Nova's not A.J. Burnett, where you're liable to see either a 9-run, 3-inning outing or a 10-stirkeout shutout. The Yankees don't need to gamble like that. They have one of the most high-powered offenses in baseball and a back-end of the bullpen that can shut down any opposing offense with relative ease. They don't need Sabathia-type dominance every time out in order to win. Nova just provides exactly what the Yankees need. There are no hills and valleys. They have their ace to take care of business against other aces. Behind CC, they need Nova to provide a quality start. That's it. That's all the Yankees need out of their second starter.

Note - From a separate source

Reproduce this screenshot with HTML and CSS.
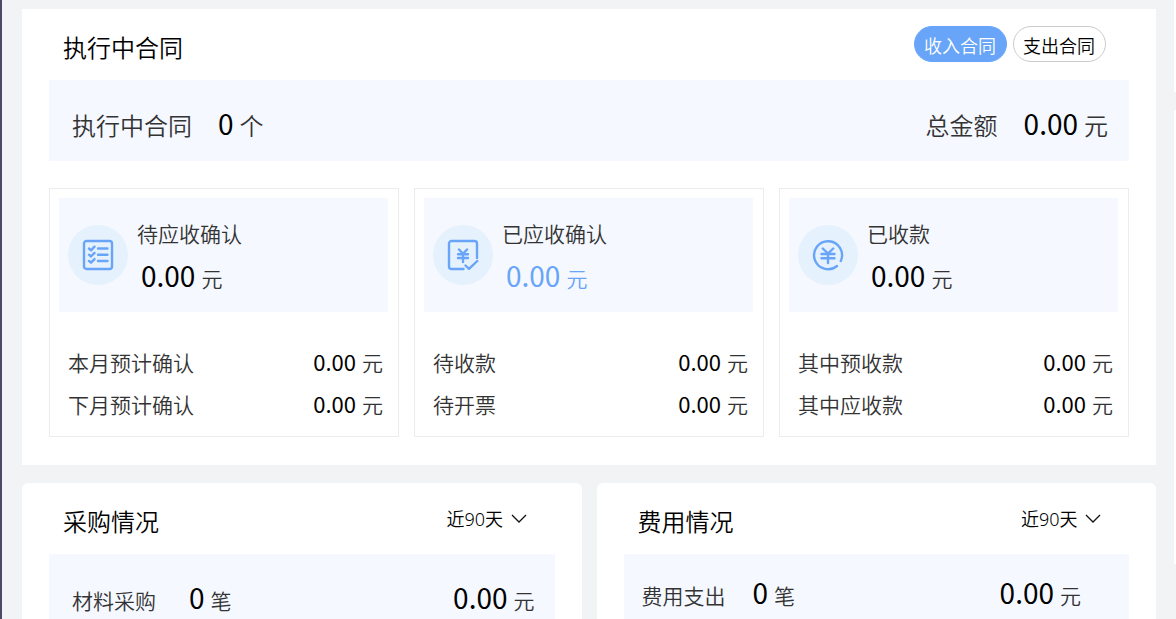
FILE: index.html
```html
<!DOCTYPE html>
<html lang="zh-CN">
<head>
<meta charset="utf-8">
<title>合同概览</title>
<link rel="stylesheet" href="styles.css">
</head>
<body>
<div class="rail"></div>
<main class="main">
  <section class="card contracts">
    <header class="card-head">
      <h2 class="title">执行中合同</h2>
      <div class="tabs">
        <button class="tab tab-active" type="button" aria-pressed="true">收入合同</button>
        <button class="tab" type="button" aria-pressed="false">支出合同</button>
      </div>
    </header>
    <div class="banner banner-large">
      <div class="figure"><span class="label">执行中合同</span><span class="value"><b class="num">0</b><span class="unit">个</span></span></div>
      <div class="figure"><span class="label">总金额</span><span class="value"><b class="num">0.00</b><span class="unit">元</span></span></div>
    </div>
    <div class="stats">
      <article class="stat">
        <div class="stat-top">
          <span class="badge">
            <svg class="icon" viewBox="0 0 32 32" aria-hidden="true"><rect x="2" y="2" width="28" height="28" rx="2.5"/><path d="M7 9.500l2 1.800 3.500-3.600M7 15.700l2 1.800 3.500-3.600M7 21.900l2 1.800 3.500-3.600M16 9.500h9.500M16 15.800h9.500M16 22h9.500"/></svg>
          </span>
          <div class="stat-text">
            <h3 class="stat-name">待应收确认</h3>
            <p class="value"><b class="num">0.00</b><span class="unit">元</span></p>
          </div>
        </div>
        <dl class="rows">
          <div class="row"><dt>本月预计确认</dt><dd class="value"><b class="num">0.00</b><span class="unit">元</span></dd></div>
          <div class="row"><dt>下月预计确认</dt><dd class="value"><b class="num">0.00</b><span class="unit">元</span></dd></div>
        </dl>
      </article>
      <article class="stat">
        <div class="stat-top">
          <span class="badge">
            <svg class="icon" viewBox="0 0 32 32" aria-hidden="true"><path d="M16.500 30H4.500A2.500 2.500 0 0 1 2 27.500v-23A2.500 2.500 0 0 1 4.500 2h23A2.500 2.500 0 0 1 30 4.500V19M18.500 26.500l3.500 3.300 8.300-7.800M12 10.500l4 4.300 4-4.300M11 15.300h10M11 19h10M16 15v8"/></svg>
          </span>
          <div class="stat-text">
            <h3 class="stat-name">已应收确认</h3>
            <p class="value value-blue"><b class="num">0.00</b><span class="unit">元</span></p>
          </div>
        </div>
        <dl class="rows">
          <div class="row"><dt>待收款</dt><dd class="value"><b class="num">0.00</b><span class="unit">元</span></dd></div>
          <div class="row"><dt>待开票</dt><dd class="value"><b class="num">0.00</b><span class="unit">元</span></dd></div>
        </dl>
      </article>
      <article class="stat">
        <div class="stat-top">
          <span class="badge">
            <svg class="icon" viewBox="0 0 32 32" aria-hidden="true"><path d="M25 27A14 14 0 1 1 28.800 22M10.800 9.500l5.200 5 5.200-5M9.500 15h13M9.500 19.300h13M16 15v9"/></svg>
          </span>
          <div class="stat-text">
            <h3 class="stat-name">已收款</h3>
            <p class="value"><b class="num">0.00</b><span class="unit">元</span></p>
          </div>
        </div>
        <dl class="rows">
          <div class="row"><dt>其中预收款</dt><dd class="value"><b class="num">0.00</b><span class="unit">元</span></dd></div>
          <div class="row"><dt>其中应收款</dt><dd class="value"><b class="num">0.00</b><span class="unit">元</span></dd></div>
        </dl>
      </article>
    </div>
  </section>
  <div class="pair">
    <section class="card card-round">
      <header class="card-head">
        <h2 class="title">采购情况</h2>
        <div class="period">
          <select class="period-select" aria-label="采购情况时间范围"><option>近90天</option></select>
          <svg class="chevron" viewBox="0 0 16 10" aria-hidden="true"><path d="M1 1l7 7 7-7"/></svg>
        </div>
      </header>
      <div class="banner banner-purchase">
        <div class="figure"><span class="label">材料采购</span><span class="value"><b class="num">0</b><span class="unit">笔</span></span></div>
        <span class="value"><b class="num">0.00</b><span class="unit">元</span></span>
      </div>
    </section>
    <section class="card card-round">
      <header class="card-head">
        <h2 class="title">费用情况</h2>
        <div class="period">
          <select class="period-select" aria-label="费用情况时间范围"><option>近90天</option></select>
          <svg class="chevron" viewBox="0 0 16 10" aria-hidden="true"><path d="M1 1l7 7 7-7"/></svg>
        </div>
      </header>
      <div class="banner banner-expense">
        <div class="figure"><span class="label">费用支出</span><span class="value"><b class="num">0</b><span class="unit">笔</span></span></div>
        <span class="value"><b class="num">0.00</b><span class="unit">元</span></span>
      </div>
    </section>
  </div>
</main>
<aside class="side"><div class="side-card"></div><div class="side-card side-card-tall"></div></aside>
</body>
</html>
```
FILE: styles.css
```css
* {
  box-sizing: border-box;
}

body {
  display: grid;
  grid-template-columns: 2px minmax(0, 1fr) 2px;
  grid-template-rows: 100vh;
  height: 100vh;
  margin: 0;
  overflow: hidden;
  background: #f2f3f5;
  color: #333;
  font-family: "Noto Sans", "Noto Sans CJK SC", sans-serif;
  font-size: 21px;
  font-weight: 350;
  line-height: 30px;
}

h2,
h3,
p,
dl,
dd {
  margin: 0;
  font-weight: inherit;
}

button,
select {
  font: inherit;
}

.rail {
  background: #4a4b68;
}

.main {
  padding: 9px 18px 0 20px;
  overflow: hidden;
}

.side {
  display: flex;
  flex-direction: column;
  gap: 18px;
}

.side-card {
  height: 92px;
  background: #fff;
}

.side-card-tall {
  height: 454px;
}

.card {
  padding: 0 27px 28px;
  background: #fff;
}

.card-round {
  border-radius: 6px;
}

.card-head {
  display: flex;
  justify-content: space-between;
  align-items: center;
  height: 71px;
  padding: 6px 28px 0 14px;
}

.contracts .card-head {
  padding-right: 23px;
}

.title {
  color: #000;
  font-size: 24px;
}

.tabs {
  display: flex;
  gap: 6px;
  padding-bottom: 7px;
}

.tab {
  height: 36px;
  padding: 3px 10px 0 9px;
  border: 1px solid #ccc;
  border-radius: 18px;
  background: #fff;
  color: #000;
  font-size: 18px;
  line-height: 30px;
  white-space: nowrap;
}

.tab-active {
  border-color: #68a5f8;
  background: #68a5f8;
  color: #fff;
}

.banner {
  display: flex;
  justify-content: space-between;
  align-items: center;
  height: 81px;
  background: #f5f8ff;
}

.banner-large {
  padding: 8px 21px 0 23px;
  font-size: 24px;
}

.banner-purchase {
  padding: 8px 20px 0 23px;
}

.banner-expense {
  padding: 0 48px 2px 18px;
}

.figure {
  display: flex;
  align-items: baseline;
  gap: 26px;
}

.banner-purchase .figure {
  gap: 33px;
}

.banner-expense .figure {
  gap: 27px;
}

.value {
  display: flex;
  align-items: baseline;
  gap: 6px;
}

.num {
  color: #000;
  font-family: "Noto Sans CJK SC", sans-serif;
  font-size: 28px;
  font-weight: 400;
}

.stats {
  display: grid;
  grid-template-columns: repeat(3, minmax(0, 1fr));
  gap: 15px;
  margin-top: 27px;
}

.stat {
  padding: 9px 10px 9px 9px;
  border: 1px solid #ececec;
}

.stat-top {
  display: flex;
  align-items: center;
  gap: 9px;
  height: 114px;
  padding-left: 9px;
  background: #f5f8ff;
}

.badge {
  display: grid;
  place-items: center;
  width: 60px;
  height: 60px;
  border-radius: 50%;
  background: #e6f1fe;
}

.icon {
  width: 32px;
  height: 32px;
  fill: none;
  stroke: #68a5f8;
  stroke-width: 2.4;
  stroke-linecap: round;
  stroke-linejoin: round;
}

.stat-text {
  padding-top: 2px;
}

.stat-name {
  font-size: 21px;
}

.stat-text .value {
  padding: 11px 0 0 4px;
}

.value-blue,
.value-blue .num {
  color: #68a5f8;
}

.rows {
  padding: 28px 5px 3px 9px;
}

.row {
  display: flex;
  justify-content: space-between;
  align-items: baseline;
  height: 42px;
  padding-top: 6px;
}

.row .num {
  font-size: 22px;
}

.pair {
  display: grid;
  grid-template-columns: repeat(2, minmax(0, 1fr));
  gap: 15px;
  margin-top: 18px;
}

.period {
  display: flex;
  align-items: center;
  gap: 7px;
  padding-bottom: 6px;
}

.period-select {
  appearance: none;
  padding: 0;
  border: 0;
  background: transparent;
  color: #000;
  font-size: 18px;
}

.chevron {
  width: 16px;
  height: 10px;
  fill: none;
  stroke: #111;
  stroke-width: 1.3;
}
```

Nova didn't start Saturday night, as the game was a continuation from where it left off Friday night, but his line would have amounted to a quality start. He had 16 quality starts in the regular season. He won 16 games. The Yankees won 19 of his 27 starts in the regular season. They won Saturday night.
Are we starting to get the picture here? Nova is unspectacular, but that doesn't much matter. The game Saturday night was simply a microcosm for his entire 2011 season. He took the ball, threw his six good innings and when the Tigers started to make a run, Mariano Rivera came out of the bullpen and closed the door. During that time period, the offense scored nine runs.
That's a formula for winning lots of series. Maybe even the World Series.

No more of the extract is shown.